L’un des aspects de la professionnalité des professeurs des écoles (PE) étudié par les chercheurs est la dimension collective du métier. Cette dimension, qui relève d’une contrainte organisationnelle prescrite par les différents référentiels, n’est pas d’emblée dans la culture professionnelle. Ainsi, il apparaît nettement que les réformes de la formation des professeurs et professeures des écoles ont des effets sur la représentation du métier. Par exemple, en 2007, les sondés reconnaissaient une forte adhésion à la dimension collective du métier. En 2012, cette adhésion est en net recul. Jean-François Thémines l’explique par une forme d’opposition au discours institutionnel, une concentration des préoccupations des étudiants vers l’obtention du cours et, surtout, la diminution drastique des départs en stage qui ne leur permet pas de se confronter à la réalité du travail en collectif dans une école. En 2015, les chercheurs notent un rejet et un délaissement massif des différents espaces de collaboration collective proposés par l’institution et un investissement d’espaces informels mais aussi virtuels. Ces différents constats ont pour conséquence un affaiblissement de la formation et de la difficulté à faire fonctionner dans les écoles les instances et groupes de travail formels. Et, pour finit, lors des stages en responsabilité, les futurs PE constatent un décalage entre les discours institutionnels sur l’aspect collectif du métier et la réalité du terrain.

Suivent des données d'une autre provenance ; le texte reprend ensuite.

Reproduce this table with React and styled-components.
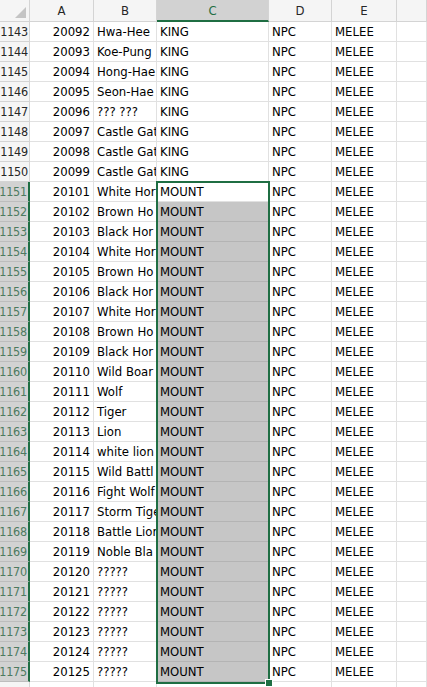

La recherche reconnue comme nécessaire à la formation des PE
Autre aspect étudié, l’évolution de la place de la recherche dans la formation initiale des professeurs et professeures des écoles. 2006 a vu apparaître un nouveau cahier des charges de la formation : « La transmission des pratiques qui réussissent par des collègues plus expérimentés constitue une dimension fondamentale de la formation professionnelle. Cependant, l’expérience du terrain ne suffit pas pour apprendre le métier de professeur. En formation professionnelle initiale, les maîtres doivent être initiés à la recherche scientifique, à ses résultats et à ses applications dans l’enseignement. Les pratiques didactiques et pédagogiques doivent se nourrir de l’évolution des connaissances ». En 2010, la masterisation a, quant à elle, donné la part belle à la recherche avec un bloc de formation à et par la recherche sur les deux années de formation. Et, à partir de 2013, les professeurs et professeures des écoles stagiaires ont tous eu a réaliser un mémoire de master qui devait articuler une problématique, un cadre théorique et une méthodologie de recherche en relation avec une question pédagogique afin d’être titularisés. L’évolution de la perception de la place de la recherche dans le métier est donc intrinsèquement liée au changement du cadre national, à la masterisation de la formation. En 2015, elle semble légitime même si le lien entre ce qu’elle révèle et les pratiques n’est pas clairement identifié par les PE.
Une nouvelle figure du PE, celle du caméléon
« Les résultats des trois enquêtes montrent que les changements d’organisation de la formation depuis 2006 ne sont pas sans effet sur les représentations du métier auquel elle prépare » conclut Patricia Tavignot. Ainsi, apparaissent plusieurs figures du métier qui parfois se croisent et parfois s’opposent : le praticien obéissant, le praticien réflexif, le maître construit, l’acteur social, le praticien pédagogue et le praticien innovant. « Cette pluralité de figures rend compte de l’embarras des étudiants pour construire une vision structurée du métier pendant la formation initiale suivie en 2012 et 2015. Entre prescriptions multiples et diversité des expériences constituées auprès de professeurs et professeures qui exercent dans des contextes notamment territoriaux mais aussi pédagogiques différents, la formation pourrait être propice à l’émergence d’une figure nouvelle, celle du caméléon, adaptable, flexible… Les effets de changements actuels ou à venir sur des structures de représentations déjà fortement déstabilisées sont par conséquent difficilement prédictible ».